Franz Hohler, geboren 1963 in Biel, lebt als Autor, Kabarettist und Liedermacher in Zürich. Hohlers umfangreiches Werk umfasst Prosastücke, Dramen, Kinder- und Hörbücher. Als als Regisseur und Drehbuchautor hat er in vielzähligen Film- und Fernsehproduktionen mitgewirkt. Hohler wurde mit zahlreichen Preisen und Auszeichnungen geehrt, unter anderem mit dem Salzburger Stier und dem Solothurner Literaturpreis.

Erzählerische Zufluchten

Eine ganz spezielle politische Thematik in Bezug auf das Reisen ist ihm jedoch geglückt: Die Flüchtlingskrise ist in vielen von Hohlers Texten spürbar.
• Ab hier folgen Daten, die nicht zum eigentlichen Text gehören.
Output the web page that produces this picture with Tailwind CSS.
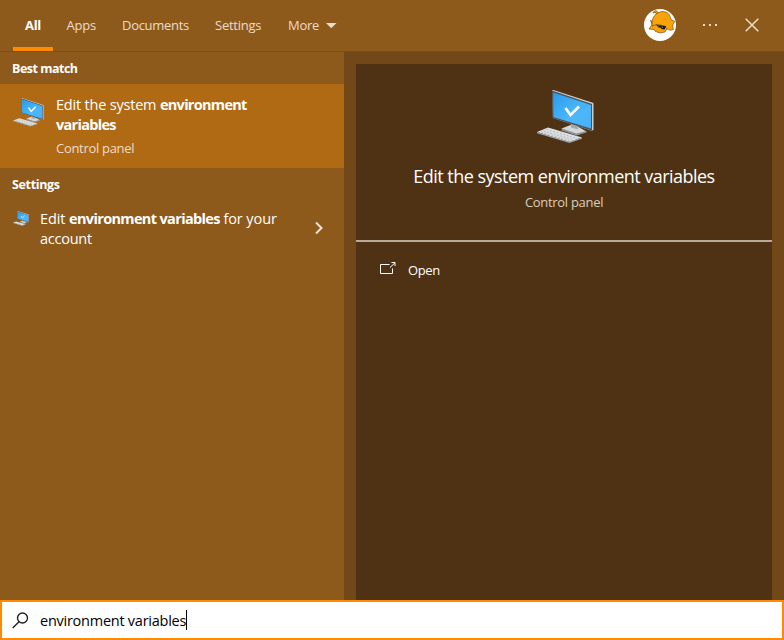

Sein Umgang mit diesem Thema, das ihm offensichtlich persönlich am Herzen liegt, ist manchmal witzig-skurril, wenn in etwa ein Unkraut, das die gepäppelten Tomatenstauden eines Balkongärtners verdrängt, als «Asylbewerber» beschimpft wird, aber auch ernst und nachdenklich stimmend. Sehr eindrücklich ist die Geschichte, die den Band eröffnet. Sie handelt von einem langen Aufstieg in die Idylle der Schweizer Alpen zu einem einsamen Bergsee. Doch die Ruhe der Natur wird plötzlich von einem Boot voll Schwarzer Menschen gestört, die im See auftauchen. Hilfesuchend werfen sie dem Wanderer ein Seil zu. Ob er es ergreifen und die Menschen ans sichere Schweizer Land ziehen wird, der Rettungsinsel inmitten Europas?

Mit solchen Geschichten appelliert Franz Hohler auch beim Thema Reisen an unsere Menschlichkeit. Nicht ohne Grund sei schliesslich das Gehen «die menschlichste aller Fortbewegungsarten», wie es in einem der Texte einmal heisst. Trotz kleinerer Durchhänger beweist Hohler in seinem neuen Band auch deshalb viel Menschlichkeit und Feingefühl, weil er bei allem Reisefieber auch nicht vergisst, dass es für manche Reisende doch mehr als wünschenswert wäre, wenn sie endlich irgendwo ankommen könnten.

Franz Hohler: Fahrplanmässiger Aufenthalt. 112 Seiten. München: Luchterhand Verlag 2020, ca. 32 Franken.